Lithium, cobalt and nickel are three of the key materials used in making EV batteries.

The study predicts that, as technology advances, the amount of raw materials needed for battery production will fall even further. 

And in 2035, over a fifth of the lithium and almost two-thirds (65%) of the cobalt needed to make a new battery could come from recycling. 

A cut in emissions

Europe will likely produce enough batteries to supply its own EV market as early as 2021, the study says.

Already 22 battery-making facilities, named ‘gigafactories’, are planned for the next decade. These will have the capacity to produce power for around eight million battery electric cars.

In the EU, emissions from light duty vehicles (cars and vans) currently account for 14% of total emissions of CO₂ and more than half of CO₂ emissions from transport.

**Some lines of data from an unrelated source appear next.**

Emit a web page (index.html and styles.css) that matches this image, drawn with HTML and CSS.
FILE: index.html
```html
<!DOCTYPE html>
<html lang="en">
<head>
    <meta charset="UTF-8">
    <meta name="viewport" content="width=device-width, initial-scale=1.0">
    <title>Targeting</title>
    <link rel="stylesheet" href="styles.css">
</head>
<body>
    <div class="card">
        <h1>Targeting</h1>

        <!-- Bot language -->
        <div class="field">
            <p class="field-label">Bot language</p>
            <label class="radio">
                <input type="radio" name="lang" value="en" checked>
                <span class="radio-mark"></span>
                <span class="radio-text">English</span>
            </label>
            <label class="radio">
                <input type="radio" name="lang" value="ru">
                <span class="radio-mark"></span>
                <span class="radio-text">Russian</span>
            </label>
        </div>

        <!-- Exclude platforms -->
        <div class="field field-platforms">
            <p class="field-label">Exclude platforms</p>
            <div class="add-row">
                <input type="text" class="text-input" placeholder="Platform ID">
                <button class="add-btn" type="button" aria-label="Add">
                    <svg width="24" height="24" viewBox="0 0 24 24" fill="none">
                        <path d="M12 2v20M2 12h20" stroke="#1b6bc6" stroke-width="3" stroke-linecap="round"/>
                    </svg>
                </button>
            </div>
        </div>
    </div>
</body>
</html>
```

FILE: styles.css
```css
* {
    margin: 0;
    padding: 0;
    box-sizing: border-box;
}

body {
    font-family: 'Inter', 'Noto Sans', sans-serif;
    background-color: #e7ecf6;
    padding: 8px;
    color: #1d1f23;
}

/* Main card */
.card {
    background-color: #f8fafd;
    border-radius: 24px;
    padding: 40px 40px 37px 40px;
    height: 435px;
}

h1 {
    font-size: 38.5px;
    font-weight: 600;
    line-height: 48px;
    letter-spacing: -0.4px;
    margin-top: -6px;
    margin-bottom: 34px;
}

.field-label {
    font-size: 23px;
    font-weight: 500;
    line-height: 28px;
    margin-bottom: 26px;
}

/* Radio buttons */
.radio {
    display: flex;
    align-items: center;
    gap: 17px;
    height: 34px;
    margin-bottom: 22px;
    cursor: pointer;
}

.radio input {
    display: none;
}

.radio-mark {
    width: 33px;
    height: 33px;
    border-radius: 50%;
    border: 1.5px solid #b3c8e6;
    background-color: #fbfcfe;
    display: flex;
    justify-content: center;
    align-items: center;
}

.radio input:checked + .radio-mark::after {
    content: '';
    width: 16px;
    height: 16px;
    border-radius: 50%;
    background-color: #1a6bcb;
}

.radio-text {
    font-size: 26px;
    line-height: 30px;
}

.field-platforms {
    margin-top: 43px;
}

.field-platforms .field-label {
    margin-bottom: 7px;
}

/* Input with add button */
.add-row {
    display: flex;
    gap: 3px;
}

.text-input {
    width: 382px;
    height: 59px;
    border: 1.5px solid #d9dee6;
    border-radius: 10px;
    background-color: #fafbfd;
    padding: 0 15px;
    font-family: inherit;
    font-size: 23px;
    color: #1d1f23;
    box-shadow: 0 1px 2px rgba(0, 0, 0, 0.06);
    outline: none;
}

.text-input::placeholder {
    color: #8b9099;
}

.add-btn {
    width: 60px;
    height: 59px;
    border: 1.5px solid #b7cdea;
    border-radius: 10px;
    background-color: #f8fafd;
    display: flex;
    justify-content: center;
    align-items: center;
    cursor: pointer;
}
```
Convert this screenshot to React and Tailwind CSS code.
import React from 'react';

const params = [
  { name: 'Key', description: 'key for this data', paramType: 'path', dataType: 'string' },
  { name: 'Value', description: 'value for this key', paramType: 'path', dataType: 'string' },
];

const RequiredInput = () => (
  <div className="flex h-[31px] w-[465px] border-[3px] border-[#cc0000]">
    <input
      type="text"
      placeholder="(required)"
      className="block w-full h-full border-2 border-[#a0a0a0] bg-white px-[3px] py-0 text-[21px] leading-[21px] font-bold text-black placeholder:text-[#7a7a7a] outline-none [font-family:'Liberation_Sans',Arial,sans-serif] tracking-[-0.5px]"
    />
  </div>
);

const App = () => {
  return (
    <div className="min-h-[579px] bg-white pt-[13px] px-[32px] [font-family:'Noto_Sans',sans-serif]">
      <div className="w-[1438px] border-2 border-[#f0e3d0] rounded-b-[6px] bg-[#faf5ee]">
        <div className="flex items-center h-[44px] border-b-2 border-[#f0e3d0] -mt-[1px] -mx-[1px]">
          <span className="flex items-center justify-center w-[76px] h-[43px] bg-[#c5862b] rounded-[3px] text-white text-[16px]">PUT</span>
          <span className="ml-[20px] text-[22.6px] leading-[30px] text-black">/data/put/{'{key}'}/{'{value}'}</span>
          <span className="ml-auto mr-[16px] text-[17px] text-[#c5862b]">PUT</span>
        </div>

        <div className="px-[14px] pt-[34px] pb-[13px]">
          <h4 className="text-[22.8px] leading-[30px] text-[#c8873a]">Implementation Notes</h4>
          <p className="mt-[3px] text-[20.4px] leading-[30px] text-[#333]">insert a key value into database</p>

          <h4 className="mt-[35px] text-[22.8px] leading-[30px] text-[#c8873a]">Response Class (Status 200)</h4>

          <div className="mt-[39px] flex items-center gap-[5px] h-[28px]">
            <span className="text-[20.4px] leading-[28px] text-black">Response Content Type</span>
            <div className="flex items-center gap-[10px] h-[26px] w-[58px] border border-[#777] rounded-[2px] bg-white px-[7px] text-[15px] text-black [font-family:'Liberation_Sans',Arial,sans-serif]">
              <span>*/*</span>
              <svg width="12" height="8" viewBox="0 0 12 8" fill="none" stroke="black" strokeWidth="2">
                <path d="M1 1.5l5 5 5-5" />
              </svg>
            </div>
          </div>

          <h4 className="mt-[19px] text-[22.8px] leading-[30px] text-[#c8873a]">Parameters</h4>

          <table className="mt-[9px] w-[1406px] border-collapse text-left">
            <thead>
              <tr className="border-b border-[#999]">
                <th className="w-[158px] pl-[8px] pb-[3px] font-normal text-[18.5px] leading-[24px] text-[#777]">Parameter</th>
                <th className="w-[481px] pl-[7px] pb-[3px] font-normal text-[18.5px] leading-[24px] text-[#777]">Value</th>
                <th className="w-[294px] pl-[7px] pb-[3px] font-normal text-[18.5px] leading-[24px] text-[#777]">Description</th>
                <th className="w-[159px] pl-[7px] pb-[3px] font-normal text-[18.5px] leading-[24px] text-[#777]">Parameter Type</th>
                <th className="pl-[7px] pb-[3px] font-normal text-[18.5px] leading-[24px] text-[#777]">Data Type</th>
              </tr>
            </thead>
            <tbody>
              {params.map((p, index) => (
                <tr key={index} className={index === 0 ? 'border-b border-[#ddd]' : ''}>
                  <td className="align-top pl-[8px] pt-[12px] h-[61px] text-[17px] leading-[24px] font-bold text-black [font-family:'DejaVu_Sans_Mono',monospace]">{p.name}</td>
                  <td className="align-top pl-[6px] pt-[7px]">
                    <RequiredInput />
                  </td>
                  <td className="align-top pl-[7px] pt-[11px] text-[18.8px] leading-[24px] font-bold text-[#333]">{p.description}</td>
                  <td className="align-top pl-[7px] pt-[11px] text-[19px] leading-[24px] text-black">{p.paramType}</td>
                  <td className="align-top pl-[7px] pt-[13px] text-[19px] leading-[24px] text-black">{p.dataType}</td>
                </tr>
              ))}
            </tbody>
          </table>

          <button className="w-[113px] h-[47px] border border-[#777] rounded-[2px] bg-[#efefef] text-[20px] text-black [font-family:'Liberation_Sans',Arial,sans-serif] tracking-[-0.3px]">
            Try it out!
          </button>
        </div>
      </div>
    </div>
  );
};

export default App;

T&E says mass switching to EVs could cut CO₂ significantly.

EV registrations grew by 186% in 2020

The study comes as British motorists prepare for a future where EVs look set to be the norm.

In 2017, the government announced that there would be a ban on selling new petrol and diesel cars after 2040. This has since been moved forward to 2035.

And there are signs that EVs are growing in numbers on British roads already.

Both battery and plug-in hybrid electric cars accounted for more than one in 10 registrations in 2020 – up from around one in 30 in 2019, figures from the Society of Motor Manufacturers & Traders (SMMT) show. 

Demand for battery electric vehicles grew by 186% last year to 108,205 units, while registrations of plug-in hybrids rose 91% to 66,877. 

The SMMT says there is room for further growth as most of these registrations (68%) were for company cars.